Image by VIN JD from Pixabay

By Quade Nettles, Rockwell Automation

Critical infrastructure is what fuels modern civilization. Water, electricity, sewer and water treatment, pipelines and even the internet itself are critical to economic and military defense infrastructures and supply chains – and today this infrastructure is an obvious target for cyber criminals.

In 2021 we have already seen the ripple effects of what happens when natural disasters take down a power grid, water treatment plants and sanitation during the winter storms that hit Texas and overloaded the systems, but also when the Colonial Pipeline was hit with a ransomware attack. Cybersecurity is evolving and providers of critical infrastructure must be especially vigilant when it comes to understanding evolving cybersecurity threats. It is imperative that these services keep current on the latest processes and solutions that can be implemented to combat these threats.

Simultaneously, power plant and grid operators are looking to update their systems and technologies to meet new regulatory standards or replace obsolete or aging systems.

For many long-standing facilities, it may not make sense to perform a complete plant overhaul – instead, hybrid solutions may be more financially feasible to help improve production and achieve regulatory compliance.

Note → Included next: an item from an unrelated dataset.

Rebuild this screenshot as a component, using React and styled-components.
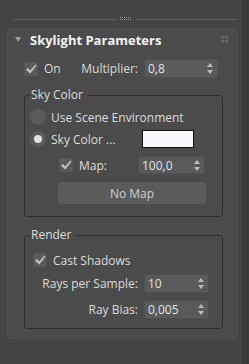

But piecing together the right combination of technology and processes presents its own challenge. Few plants have staff with the knowledge and skills required to understand not only what new systems are needed, but also how to design, deploy and maintain more secure and connected systems. In addition, such systems must be designed and deployed with a holistic view of cybersecurity.

Holistic industrial security is enterprise-wide, starting at the plant level and encompassing every individual end device. It addresses risk from all sides: people, processes and technologies. And, it brings together IT and OT teams, both of which are indispensable in securing network architectures.

In this complicated landscape, how can we better protect critical infrastructure? I recommend starting with these three steps:

Understand risks and vulnerabilities: Perform a security assessment and thorough review of site infrastructure nuances, software, networks, control systems, policies, procedures and even employee behaviors. It’s the foundation for a successful security policy and with an assessment in hand, implementation can begin.

Key deliverables for any security assessment include:

  • Inventory of authorized and unauthorized devices and software
  • Detailed observation and documentation of system performance
  • Identification of tolerance thresholds and risk/vulnerability indications
  • Prioritization of each vulnerability based on impact and exploitation potential
  • Mitigation techniques required to bring an operation to an acceptable risk state

Create Resilient Systems: Defense-in-depth (DiD) security is based on the idea that if any one point of protection is defeated, additional layers will subsequently need to be defeated. DiD security establishes a resilient system through multiple layers of protection and a combination of physical, electronic and procedural safeguards. A defense-in-depth security approach consists of six main components: policies and procedures, physical, network, computer, application and device.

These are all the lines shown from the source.